Richard Freeman, the doctor at the centre of the Jiffy-bag controversy involving Team Sky and Bradley Wiggins has finally broken his silence, stating that coaches and performance directors knew that Triamcinolone had been administered. Freeman's revelations came as part of a nine-page statement to the parliamentary Culture, Media and Sport select committee. Freeman was unable to attend a select committee hearing in March, citing ill-health.
While defending his obligations for doctor-patient confidentiality, Freeman claimed that the Jiffy-bag couriered by now Team Wiggins manager Simon Cope to the 2011 Criterium di Dauphine contained the legal decongestant Fluimucil.
Contradicting what had been said in a previous Select Committee hearing, Freeman stated that coaches and performance directors were involved in the decision to treat riders with Triamcinolone even though Shane Sutton had said when questioned that he didn't know anything about it.

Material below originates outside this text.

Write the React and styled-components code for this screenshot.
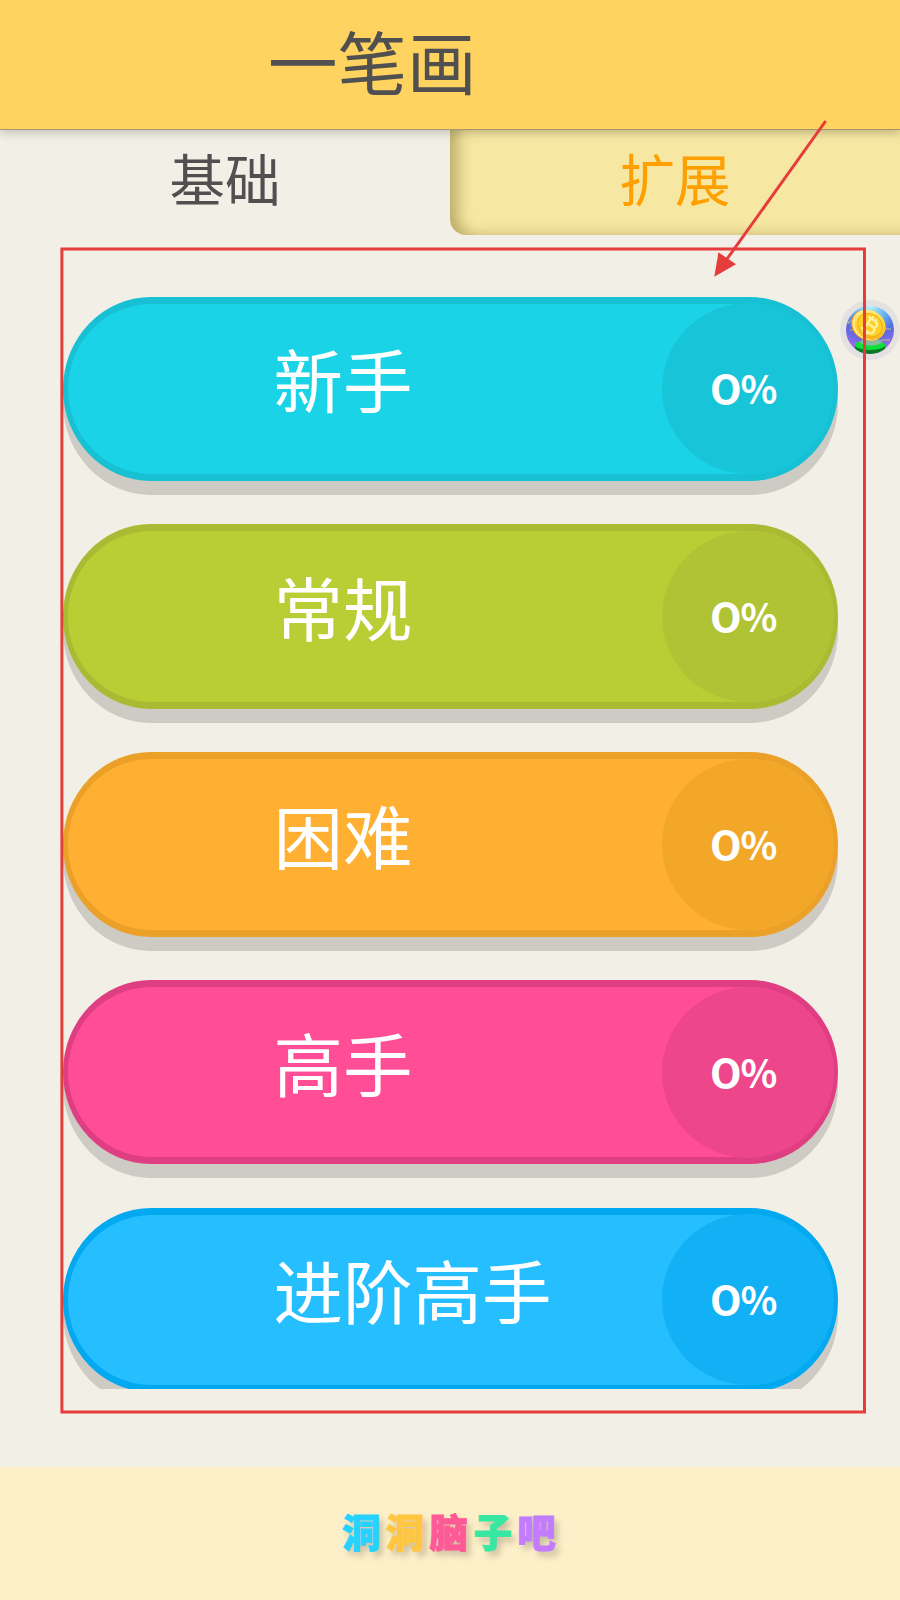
import React from "react";
import styled, { createGlobalStyle } from "styled-components";

const GlobalStyle = createGlobalStyle`
  * { box-sizing: border-box; }
  body { margin: 0; background: #f2efe7; font-family: "Noto Sans CJK SC", sans-serif; }
`;

const Page = styled.div`
  position: relative;
  display: flex;
  flex-direction: column;
  width: 900px;
  height: 1600px;
  overflow: hidden;
  background: #f2efe7;
`;

const Header = styled.header`
  position: relative;
  z-index: 1;
  flex: none;
  height: 130px;
  padding-left: 268px;
  background: #ffd35f;
  border-bottom: 1px solid #a99670;
  box-shadow: 0 3px 9px rgba(80, 75, 60, 0.28);
`;

const Title = styled.h1`
  margin: 0;
  font-size: 69.5px;
  font-weight: 400;
  line-height: 119px;
  color: #505050;
`;

const Tabs = styled.nav`
  flex: none;
  display: flex;
  height: 105px;
`;

const Tab = styled.button`
  flex: 1;
  padding: 0 0 12px;
  border: 0;
  border-radius: 0 0 0 16px;
  background: ${(p) => (p.$active ? "transparent" : "#f6e7a2")};
  box-shadow: ${(p) => (p.$active ? "none" : "inset 12px -3px 14px -4px rgba(110, 95, 30, 0.42)")};
  color: ${(p) => (p.$active ? "#505050" : "#ffa000")};
  font: 400 55.5px/90px "Noto Sans CJK SC", sans-serif;
`;

const LevelList = styled.main`
  flex: none;
  display: flex;
  flex-direction: column;
  gap: 43.3px;
  height: 1154px;
  padding: 61.5px 62px 0 63px;
  overflow: hidden;
`;

const Level = styled.button`
  flex: none;
  display: flex;
  justify-content: space-between;
  align-items: center;
  height: 184.5px;
  padding: 0 0 0 205.5px;
  border: solid ${(p) => p.$edge};
  border-width: 7px 5px;
  border-radius: 88px / 92px;
  background: ${(p) => p.$fill};
  box-shadow: 0 14px 0 #cecbc4;
  color: #fff;
`;

const LevelName = styled.span`
  padding-bottom: 21px;
  font: 400 69.5px/100px "Noto Sans CJK SC", sans-serif;
`;

const Progress = styled.span`
  display: flex;
  justify-content: center;
  align-items: center;
  width: 172px;
  height: 171px;
  margin-right: -1px;
  padding: 1px 4px 0 0;
  border-radius: 50%;
  background: ${(p) => p.$tint};
  font: 400 41px/60px Lato, sans-serif;
`;

const Digits = styled.span`
  display: inline-block;
  margin-right: 2px;
  -webkit-text-stroke: 1.8px #fff;
  transform: translateY(-0.5px) scaleX(1.18);
`;

const Percent = styled.span`
  display: inline-block;
  font: 700 39.5px/60px "Noto Sans CJK SC", sans-serif;
  transform: translateY(-2px) scaleX(0.97);
`;

const Footer = styled.footer`
  flex: none;
  margin-top: 78px;
  height: 133px;
  padding: 36px 0 0 342px;
  display: flex;
  background: #fdf0c8;
`;

const BrandGlyph = styled.span`
  width: 43.8px;
  color: ${(p) => p.$color};
  font: 900 38.5px/54px "Noto Sans CJK SC", sans-serif;
  -webkit-text-stroke: 0.9px ${(p) => p.$color};
  text-shadow: 4px 5px 6px rgba(100, 90, 80, 0.35);
`;

const Bubble = styled.div`
  position: absolute;
  left: 840px;
  top: 300px;
  display: flex;
  width: 60px;
  height: 60px;
  padding: 6px;
  border-radius: 50%;
  background: #e3e2e1;
`;

const Markup = styled.svg`
  position: absolute;
  inset: 0;
  z-index: 2;
  pointer-events: none;
`;

const levels = [
  { name: "新手", fill: "#1ad3e6", edge: "#18c0d3", tint: "#18c4d8" },
  { name: "常规", fill: "#b9ce35", edge: "#aabb33", tint: "#b0c335" },
  { name: "困难", fill: "#ffb033", edge: "#eba028", tint: "#f2a729" },
  { name: "高手", fill: "#ff4e95", edge: "#e03e82", tint: "#ee468a" },
  { name: "进阶高手", fill: "#25beff", edge: "#02a8f0", tint: "#12b0f4" },
];

const brand = [
  ["洞", "#28d2ff"],
  ["洞", "#ffc642"],
  ["脑", "#ff5a96"],
  ["子", "#38e8a2"],
  ["吧", "#c47cff"],
];

function Coin() {
  return (
    <svg width="48" height="48" viewBox="0 0 48 48">
      <defs>
        <radialGradient id="sky" cx=".5" cy="0" r="1">
          <stop offset="0" stopColor="#b9f4fb" />
          <stop offset=".32" stopColor="#69b9ee" />
          <stop offset=".62" stopColor="#536ae2" />
          <stop offset="1" stopColor="#b26be8" />
        </radialGradient>
        <linearGradient id="gold" x1="0" y1="0" x2="1" y2="1">
          <stop offset="0" stopColor="#fff2a0" />
          <stop offset=".5" stopColor="#ffd62e" />
          <stop offset="1" stopColor="#f3a719" />
        </linearGradient>
        <clipPath id="disc"><circle cx="24" cy="24" r="24" /></clipPath>
      </defs>
      <g clipPath="url(#disc)">
        <rect width="48" height="48" fill="url(#sky)" />
        <path d="M2 17l4-3M4 24h3M38 23h7M35 34h9M2 15v3" stroke="#c8bd83" fill="none" />
        <path d="M9 39v4q3 5 15 5t15-5v-4z" fill="#087b26" />
        <ellipse cx="24" cy="39" rx="15" ry="5" fill="#0ce139" />
        <ellipse cx="25" cy="36" rx="11" ry="3.5" fill="#87b99a" />
        <g transform="rotate(35 24 19)">
          <ellipse cx="22" cy="21" rx="17" ry="14.5" fill="#f48d18" />
          <ellipse cx="23" cy="20" rx="17" ry="14.5" fill="#fff0a0" />
          <ellipse cx="24" cy="19" rx="16.5" ry="14" fill="url(#gold)" />
          <ellipse cx="24" cy="19" rx="13" ry="10.8" fill="#ffcf28" stroke="#f3aa19" />
          <path d="M20 13h6q4 0 4 3t-3 3q4 0 4 3.5T27 26h-7M21 13v13M21 19h6M22 10v3m4-3v3m-4 13v3m4-3v3M18 13h4M18 26h4" fill="none" stroke="#fff3a2" strokeWidth="2.2" />
        </g>
      </g>
    </svg>
  );
}

export default function App() {
  return (
    <>
      <GlobalStyle />
      <Page>
        <Header><Title>一笔画</Title></Header>
        <Tabs>
          <Tab $active>基础</Tab>
          <Tab>扩展</Tab>
        </Tabs>
        <LevelList>
          {levels.map((l) => (
            <Level key={l.name} $fill={l.fill} $edge={l.edge}>
              <LevelName>{l.name}</LevelName>
              <Progress $tint={l.tint}><Digits>0</Digits><Percent>%</Percent></Progress>
            </Level>
          ))}
        </LevelList>
        <Footer>
          {brand.map(([char, color], i) => (
            <BrandGlyph key={i} $color={color}>{char}</BrandGlyph>
          ))}
        </Footer>
        <Bubble><Coin /></Bubble>
        <Markup width="900" height="1600" viewBox="0 0 900 1600">
          <rect x="61.9" y="249" width="802.6" height="1163" fill="none" stroke="#e63c3c" strokeWidth="3" />
          <path d="M825.7 121L727 259" stroke="#e63c3c" strokeWidth="3" />
          <path d="M714.3 276.7L718.5 252.3L736 264.3Z" fill="#e63c3c" />
        </Markup>
      </Page>
    </>
  );
}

"Coaches and Performance Directors were involved in the process. The ethics of this treatment was discussed. No concerns were raised with me about this treatment. Use of triamcinolone is very infrequent in these teams but my obligation to doctor/patient confidentiality does not allow me to explain further," Freeman's statement reads.
When Sutton was questioned by the committee in December, he explained that Freeman had told him Wiggins had been 'sorted' on June 12 at the 2011 Dauphine, which Sutton understood the contents in the package had been administered.
Freeman said the Therapeutic Use Exemption (TUE) system had not been abused in his experience at British Cycling or Team Sky but did not discuss Wiggins' three TUEs for Triamcinolone that were given just before the Tour de France in 2011, 2012 and the Giro d'Italia in 2013. Freeman claimed he only ever personally administered Triamcinolone to one rider at Team Sky and British Cycling – presumably Wiggins. Freeman added that he had only treated one rider at British Cycling and Team Sky with Triamcinolone.
"In the last 7 years I'm aware of only a handful of riders in either team being referred to hospital for image guided triamcinolone injection for clinical need, with none needing a TUE," Freeman's statement reveals.
According to the Daily Mail, Damian Collins – the head of Culture, Media and Sport select committee, plans to submit further questions to Freeman about the decision process and responsibility for administering Triamcinolone.
"From Dr Freeman's evidence it seems quite clear that the riders and coaches would have been well aware of the medication and very odd if they were not, so that does cast some doubt over the position of Shane Sutton saying he was not aware of medications, including Triamcinolone."
Collins asked: "If Wiggins was so ill during competition why was he not treated sooner? What was it that he was 'sorted' for? No one has explained what it was."
A nine-page statement
Freeman started his statement by saying that he would "endeavour to provide written answers to the requests that your committee has made to me to the best of my present ability, subject to my professional duties regarding patient confidentiality."
He claimed that huge improvements have been made in the way Team Sky and British Cycling carry out there medical record keeping and medicines management. However black holes remain, especially concerning 2011.
When UK Anti-Doping chief executive Nicole Sapstead gave evidence to the Select Committee, she said there was no evidence to support Freeman’s claim that Wiggins had been given Fluimucil because he had not followed Team Sky protocols of uploading medical records to the Dropbox file-sharing software and had then had his laptop stolen while on holiday in 2014.
UKAD are still investigating an allegation that the Jiffy-bag contained the corticosteroid triamcinolone. Freeman said in his statement that he now regrets not keeping detailed medical records
Freeman explained that he relied on his own note keeping.
"I did not routinely upload these notes to Dropbox which I found difficult to use, having on-going concerns about its security and greater confidence in my own system of note keeping," he writes in his statement.
Collins said in statement Freeman's evidence left "major questions remaining for Team Sky and British Cycling".
"In particular, why were no backup medical records kept for Bradley Wiggins in 2011, beyond those on Dr Freeman's laptop computer? Why were there not more formal protocols enforced on recording keeping? And whose responsibility was it to make sure that Team Sky's own stated policies were being enforced?"